Stimulus, Weak Dollar, & Increased Travel Support Energy Markets
March 11, 2021
The DOE report had crude stocks up 13.798 million barrels with Cushing, Ok crude stocks up 526,000 barrels. Gasoline stocks were down 11.869 million barrels and distillate stocks were down 5.504 million barrels. Crude oil stocks are well above the 3-year average high, gasoline stocks are well below the 3-year average low and distillates are just above the 3-year average high. Refinery runs were at 69% of capacity which was up from 56% last week but still at a very low level.
The energy markets continue to be supported by the stimulus, a weaker dollar, big draws to gasoline and diesel stocks, and more demand as Covid-19 restriction easy up.
There are signs of increased mobility, which is increasing fuel consumption. TomTom data showed that there was a 60% week-on-week increase in a measure of London congestion to the most since mid-December. Road fuel sales were still down 29% below a year ago nationwide in late February as the U.K. comes out of lockdown. Demand has recovered quicker in the U.S., where gasoline consumption was down only 11% on the year. Trucking activity has increased in the U.S, in the last week of February, with the number of miles traveled on interstate highway 10% higher than the equivalent week of 2019.
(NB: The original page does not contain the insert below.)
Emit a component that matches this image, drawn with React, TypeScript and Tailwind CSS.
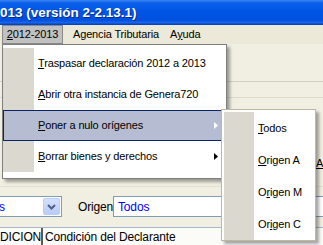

Propane stocks were down 47,000 barrels with Midwest showing a build of 236,000 barrels and the Gulf Coast a draw of 106,000 barrels. Total stocks are now at 41.199 million barrels compared to last year when stocks were 61.529 million barrels.
The $1.9 trillion stimulus has some worried that it will overcook the economy but for now the hope for the bill passage today is prompting buying. The release of the CPI data helps calm the inflations fears.